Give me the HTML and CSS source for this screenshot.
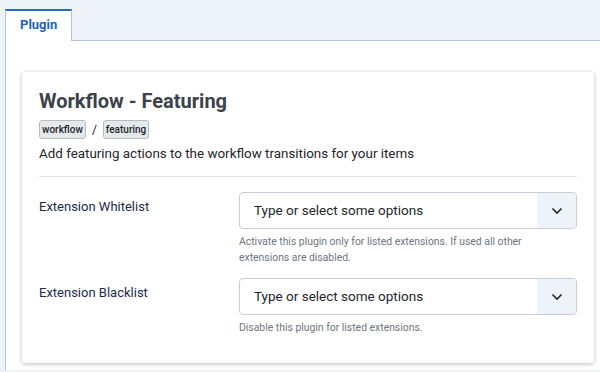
FILE: index.html
```html
<!DOCTYPE html>
<html lang="en">
<head>
    <meta charset="UTF-8">
    <title>Plugin: Workflow - Featuring</title>
    <link rel="stylesheet" href="styles.css">
</head>
<body>
    <div class="tabs">
        <div class="tab active">Plugin</div>
    </div>
    <div class="tab-panel">
        <div class="card">
            <h2 class="plugin-title">Workflow - Featuring</h2>
            <div class="plugin-path">
                <span class="badge">workflow</span>
                <span class="sep">/</span>
                <span class="badge">featuring</span>
            </div>
            <p class="plugin-desc">Add featuring actions to the workflow transitions for your items</p>
            <hr>

            <div class="field">
                <div class="field-label">Extension Whitelist</div>
                <div class="field-control">
                    <div class="choices">
                        <span class="choices-input">Type or select some options</span>
                        <span class="choices-arrow">
                            <svg width="12" height="8" viewBox="0 0 12 8"><path d="M1.5 1.5 L6 6 L10.5 1.5" fill="none" stroke="#22262a" stroke-width="1.6"/></svg>
                        </span>
                    </div>
                    <div class="help">Activate this plugin only for listed extensions. If used all other extensions are disabled.</div>
                </div>
            </div>

            <div class="field">
                <div class="field-label">Extension Blacklist</div>
                <div class="field-control">
                    <div class="choices">
                        <span class="choices-input">Type or select some options</span>
                        <span class="choices-arrow">
                            <svg width="12" height="8" viewBox="0 0 12 8"><path d="M1.5 1.5 L6 6 L10.5 1.5" fill="none" stroke="#22262a" stroke-width="1.6"/></svg>
                        </span>
                    </div>
                    <div class="help">Disable this plugin for listed extensions.</div>
                </div>
            </div>
        </div>
    </div>
</body>
</html>
```

FILE: styles.css
```css
body {
    margin: 0;
    padding-left: 5px;
    background: #eef2f9;
    font-family: Roboto, "Liberation Sans", sans-serif;
    color: #22262a;
}

.tabs {
    display: flex;
    height: 40px;
    border-bottom: 1px solid #b4c3d6;
    align-items: flex-end;
}

.tab {
    height: 32px;
    margin-bottom: -1px;
    padding: 0 14px;
    box-sizing: border-box;
    background: #fff;
    border-top: 2px solid #2a69b8;
    border-left: 1px solid #b4c3d6;
    border-right: 1px solid #b4c3d6;
    color: #2163b6;
    font-size: 13px;
    font-weight: 700;
    line-height: 28px;
    width: 67px;
}

.tab-panel {
    background: #fff;
    border-left: 1px solid #b4c3d6;
    padding: 31px 6px 7px 16px;
}

.card {
    width: 572px;
    box-sizing: border-box;
    padding: 16px 17px 27px 17px;
    border-radius: 4px;
    box-shadow: 0 1px 4px rgba(0, 0, 0, 0.28);
}

.plugin-title {
    margin: 0;
    font-size: 20px;
    font-weight: 700;
    line-height: 26px;
    color: #3d4249;
}

.plugin-path {
    display: flex;
    align-items: center;
    margin-top: 6px;
    height: 19px;
}

.badge {
    display: inline-block;
    height: 19px;
    box-sizing: border-box;
    padding: 0 2px;
    font-size: 10px;
    font-weight: 500;
    line-height: 17px;
    background: #e6e9ec;
    border: 1px solid #b7bcc2;
    border-radius: 3px;
    color: #22262a;
}

.sep {
    font-size: 12px;
    margin: 0 6px;
    color: #22262a;
}

.plugin-desc {
    margin: 6px 0 0 0;
    font-size: 13.4px;
    line-height: 17px;
}

hr {
    margin: 14px 0 15px 0;
    border: 0;
    border-top: 1px solid #dfe3e7;
}

.field {
    display: flex;
    margin-bottom: 12px;
}

.field:last-child {
    margin-bottom: 0;
}

.field-label {
    width: 200px;
    flex-shrink: 0;
    padding-top: 7px;
    font-size: 13px;
    color: #1c2b4c;
}

.field-control {
    flex: 1;
}

.choices {
    display: flex;
    height: 37px;
    box-sizing: border-box;
    border: 1px solid #c9ced5;
    border-radius: 4px;
    overflow: hidden;
}

.choices-input {
    flex: 1;
    padding-left: 14px;
    font-size: 13.5px;
    line-height: 35px;
    color: #22262a;
}

.choices-arrow {
    width: 39px;
    background: #eef2f9;
    display: flex;
    align-items: center;
    justify-content: center;
}

.help {
    margin-top: 5px;
    font-size: 10.4px;
    line-height: 16px;
    color: #6d757e;
    padding-right: 50px;
}
```
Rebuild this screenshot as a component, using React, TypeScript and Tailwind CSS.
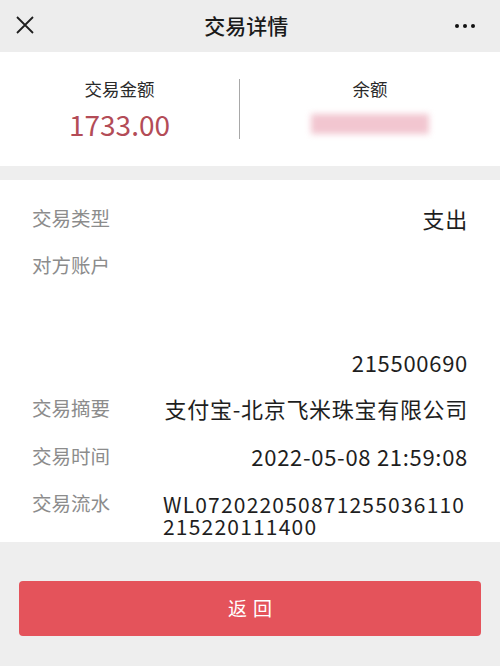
const font = "font-['Noto_Sans_CJK_SC','Noto_Sans',sans-serif]";

function Row({ label, children, className = "" }: { label: string; children?: React.ReactNode; className?: string }) {
  return (
    <div className={`flex h-[26px] items-center justify-between ${className}`}>
      <div className="shrink-0 text-[19.5px] leading-[26px] text-[#8c8c8c]">{label}</div>
      <div className="text-right text-[22px] leading-[26px] tracking-[0.7px] text-[#1e1e1e]">{children}</div>
    </div>
  );
}

export default function App() {
  return (
    <div className={`flex h-[666px] w-[500px] flex-col bg-[#eeeeee] ${font}`}>
      <div className="flex h-[52px] items-center justify-between bg-[#ededed] px-[16px]">
        <svg width="18" height="18" viewBox="0 0 18 18" className="mb-[2px]">
          <path d="M1 1 L17 17 M17 1 L1 17" stroke="#1f1f1f" strokeWidth="1.8" fill="none" />
        </svg>
        <div className="pl-[4px] text-[21px] font-medium text-[#1a1a1a]">交易详情</div>
        <div className="mr-[9px] flex gap-[3.5px]">
          <span className="h-[4.5px] w-[4.5px] rounded-full bg-[#111]" />
          <span className="h-[4.5px] w-[4.5px] rounded-full bg-[#111]" />
          <span className="h-[4.5px] w-[4.5px] rounded-full bg-[#111]" />
        </div>
      </div>

      <div className="flex h-[114px] items-center bg-white">
        <div className="flex w-[239px] flex-col items-center">
          <div className="text-[17.5px] leading-[24px] text-[#2a2a2a]">交易金额</div>
          <div className="mt-[6px] text-[28px] leading-[34px] text-[#b34c57]">1733.00</div>
        </div>
        <div className="h-[60px] w-px bg-[#a8a8a8]" />
        <div className="flex flex-1 flex-col items-center">
          <div className="text-[17.5px] leading-[24px] text-[#2a2a2a]">余额</div>
          <div className="mt-[13px] h-[20px] w-[118px] bg-[#f2c6d0] blur-[3px]" />
          <div className="h-[7px]" />
        </div>
      </div>

      <div className="mt-[14px] flex flex-col bg-white pb-[5px] pl-[32px] pr-[32px] pt-[25px]">
        <Row label="交易类型">支出</Row>
        <Row label="对方账户" className="mt-[21px]" />
        <div className="mt-[71px] text-right text-[22px] leading-[26px] tracking-[0.7px] text-[#1e1e1e]">215500690</div>
        <Row label="交易摘要" className="mt-[20px]">支付宝-北京飞米珠宝有限公司</Row>
        <Row label="交易时间" className="mt-[22px]">2022-05-08 21:59:08</Row>
        <div className="mt-[21px] flex items-start">
          <div className="w-[131px] shrink-0 text-[19.5px] leading-[26px] text-[#8c8c8c]">交易流水</div>
          <div className="flex flex-col pt-[3px] text-[21px] leading-[22px] tracking-[1.2px] text-[#1e1e1e]">
            <span>WL072022050871255036110</span>
            <span>215220111400</span>
          </div>
        </div>
      </div>

      <div className="px-[19px] pt-[39px]">
        <button className="flex h-[55px] w-full items-center justify-center rounded-[4px] bg-[#e4535b] pl-[6px] text-[19px] tracking-[6px] text-white">
          返回
        </button>
      </div>
    </div>
  );
}
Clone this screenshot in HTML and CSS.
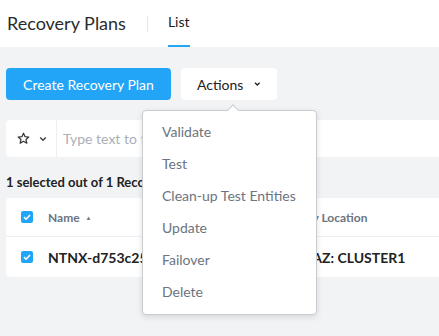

------------------------------------------------------------

**SHORT PROBLEM:** Every record above should be written out again exactly; the pictures stay out of the copy.

**SOLVED PROBLEM:**
Give me the HTML and CSS source for this screenshot.
FILE: index.html
```html
<!DOCTYPE html>
<html lang="en">
<head>
    <meta charset="UTF-8">
    <title>Plugin: Workflow - Featuring</title>
    <link rel="stylesheet" href="styles.css">
</head>
<body>
    <div class="tabs">
        <div class="tab active">Plugin</div>
    </div>
    <div class="tab-panel">
        <div class="card">
            <h2 class="plugin-title">Workflow - Featuring</h2>
            <div class="plugin-path">
                <span class="badge">workflow</span>
                <span class="sep">/</span>
                <span class="badge">featuring</span>
            </div>
            <p class="plugin-desc">Add featuring actions to the workflow transitions for your items</p>
            <hr>

            <div class="field">
                <div class="field-label">Extension Whitelist</div>
                <div class="field-control">
                    <div class="choices">
                        <span class="choices-input">Type or select some options</span>
                        <span class="choices-arrow">
                            <svg width="12" height="8" viewBox="0 0 12 8"><path d="M1.5 1.5 L6 6 L10.5 1.5" fill="none" stroke="#22262a" stroke-width="1.6"/></svg>
                        </span>
                    </div>
                    <div class="help">Activate this plugin only for listed extensions. If used all other extensions are disabled.</div>
                </div>
            </div>

            <div class="field">
                <div class="field-label">Extension Blacklist</div>
                <div class="field-control">
                    <div class="choices">
                        <span class="choices-input">Type or select some options</span>
                        <span class="choices-arrow">
                            <svg width="12" height="8" viewBox="0 0 12 8"><path d="M1.5 1.5 L6 6 L10.5 1.5" fill="none" stroke="#22262a" stroke-width="1.6"/></svg>
                        </span>
                    </div>
                    <div class="help">Disable this plugin for listed extensions.</div>
                </div>
            </div>
        </div>
    </div>
</body>
</html>
```

FILE: styles.css
```css
body {
    margin: 0;
    padding-left: 5px;
    background: #eef2f9;
    font-family: Roboto, "Liberation Sans", sans-serif;
    color: #22262a;
}

.tabs {
    display: flex;
    height: 40px;
    border-bottom: 1px solid #b4c3d6;
    align-items: flex-end;
}

.tab {
    height: 32px;
    margin-bottom: -1px;
    padding: 0 14px;
    box-sizing: border-box;
    background: #fff;
    border-top: 2px solid #2a69b8;
    border-left: 1px solid #b4c3d6;
    border-right: 1px solid #b4c3d6;
    color: #2163b6;
    font-size: 13px;
    font-weight: 700;
    line-height: 28px;
    width: 67px;
}

.tab-panel {
    background: #fff;
    border-left: 1px solid #b4c3d6;
    padding: 31px 6px 7px 16px;
}

.card {
    width: 572px;
    box-sizing: border-box;
    padding: 16px 17px 27px 17px;
    border-radius: 4px;
    box-shadow: 0 1px 4px rgba(0, 0, 0, 0.28);
}

.plugin-title {
    margin: 0;
    font-size: 20px;
    font-weight: 700;
    line-height: 26px;
    color: #3d4249;
}

.plugin-path {
    display: flex;
    align-items: center;
    margin-top: 6px;
    height: 19px;
}

.badge {
    display: inline-block;
    height: 19px;
    box-sizing: border-box;
    padding: 0 2px;
    font-size: 10px;
    font-weight: 500;
    line-height: 17px;
    background: #e6e9ec;
    border: 1px solid #b7bcc2;
    border-radius: 3px;
    color: #22262a;
}

.sep {
    font-size: 12px;
    margin: 0 6px;
    color: #22262a;
}

.plugin-desc {
    margin: 6px 0 0 0;
    font-size: 13.4px;
    line-height: 17px;
}

hr {
    margin: 14px 0 15px 0;
    border: 0;
    border-top: 1px solid #dfe3e7;
}

.field {
    display: flex;
    margin-bottom: 12px;
}

.field:last-child {
    margin-bottom: 0;
}

.field-label {
    width: 200px;
    flex-shrink: 0;
    padding-top: 7px;
    font-size: 13px;
    color: #1c2b4c;
}

.field-control {
    flex: 1;
}

.choices {
    display: flex;
    height: 37px;
    box-sizing: border-box;
    border: 1px solid #c9ced5;
    border-radius: 4px;
    overflow: hidden;
}

.choices-input {
    flex: 1;
    padding-left: 14px;
    font-size: 13.5px;
    line-height: 35px;
    color: #22262a;
}

.choices-arrow {
    width: 39px;
    background: #eef2f9;
    display: flex;
    align-items: center;
    justify-content: center;
}

.help {
    margin-top: 5px;
    font-size: 10.4px;
    line-height: 16px;
    color: #6d757e;
    padding-right: 50px;
}
```
Rebuild this screenshot as a component, using React, TypeScript and Tailwind CSS.
const font = "font-['Noto_Sans_CJK_SC','Noto_Sans',sans-serif]";

function Row({ label, children, className = "" }: { label: string; children?: React.ReactNode; className?: string }) {
  return (
    <div className={`flex h-[26px] items-center justify-between ${className}`}>
      <div className="shrink-0 text-[19.5px] leading-[26px] text-[#8c8c8c]">{label}</div>
      <div className="text-right text-[22px] leading-[26px] tracking-[0.7px] text-[#1e1e1e]">{children}</div>
    </div>
  );
}

export default function App() {
  return (
    <div className={`flex h-[666px] w-[500px] flex-col bg-[#eeeeee] ${font}`}>
      <div className="flex h-[52px] items-center justify-between bg-[#ededed] px-[16px]">
        <svg width="18" height="18" viewBox="0 0 18 18" className="mb-[2px]">
          <path d="M1 1 L17 17 M17 1 L1 17" stroke="#1f1f1f" strokeWidth="1.8" fill="none" />
        </svg>
        <div className="pl-[4px] text-[21px] font-medium text-[#1a1a1a]">交易详情</div>
        <div className="mr-[9px] flex gap-[3.5px]">
          <span className="h-[4.5px] w-[4.5px] rounded-full bg-[#111]" />
          <span className="h-[4.5px] w-[4.5px] rounded-full bg-[#111]" />
          <span className="h-[4.5px] w-[4.5px] rounded-full bg-[#111]" />
        </div>
      </div>

      <div className="flex h-[114px] items-center bg-white">
        <div className="flex w-[239px] flex-col items-center">
          <div className="text-[17.5px] leading-[24px] text-[#2a2a2a]">交易金额</div>
          <div className="mt-[6px] text-[28px] leading-[34px] text-[#b34c57]">1733.00</div>
        </div>
        <div className="h-[60px] w-px bg-[#a8a8a8]" />
        <div className="flex flex-1 flex-col items-center">
          <div className="text-[17.5px] leading-[24px] text-[#2a2a2a]">余额</div>
          <div className="mt-[13px] h-[20px] w-[118px] bg-[#f2c6d0] blur-[3px]" />
          <div className="h-[7px]" />
        </div>
      </div>

      <div className="mt-[14px] flex flex-col bg-white pb-[5px] pl-[32px] pr-[32px] pt-[25px]">
        <Row label="交易类型">支出</Row>
        <Row label="对方账户" className="mt-[21px]" />
        <div className="mt-[71px] text-right text-[22px] leading-[26px] tracking-[0.7px] text-[#1e1e1e]">215500690</div>
        <Row label="交易摘要" className="mt-[20px]">支付宝-北京飞米珠宝有限公司</Row>
        <Row label="交易时间" className="mt-[22px]">2022-05-08 21:59:08</Row>
        <div className="mt-[21px] flex items-start">
          <div className="w-[131px] shrink-0 text-[19.5px] leading-[26px] text-[#8c8c8c]">交易流水</div>
          <div className="flex flex-col pt-[3px] text-[21px] leading-[22px] tracking-[1.2px] text-[#1e1e1e]">
            <span>WL072022050871255036110</span>
            <span>215220111400</span>
          </div>
        </div>
      </div>

      <div className="px-[19px] pt-[39px]">
        <button className="flex h-[55px] w-full items-center justify-center rounded-[4px] bg-[#e4535b] pl-[6px] text-[19px] tracking-[6px] text-white">
          返回
        </button>
      </div>
    </div>
  );
}
Clone this screenshot in HTML and CSS.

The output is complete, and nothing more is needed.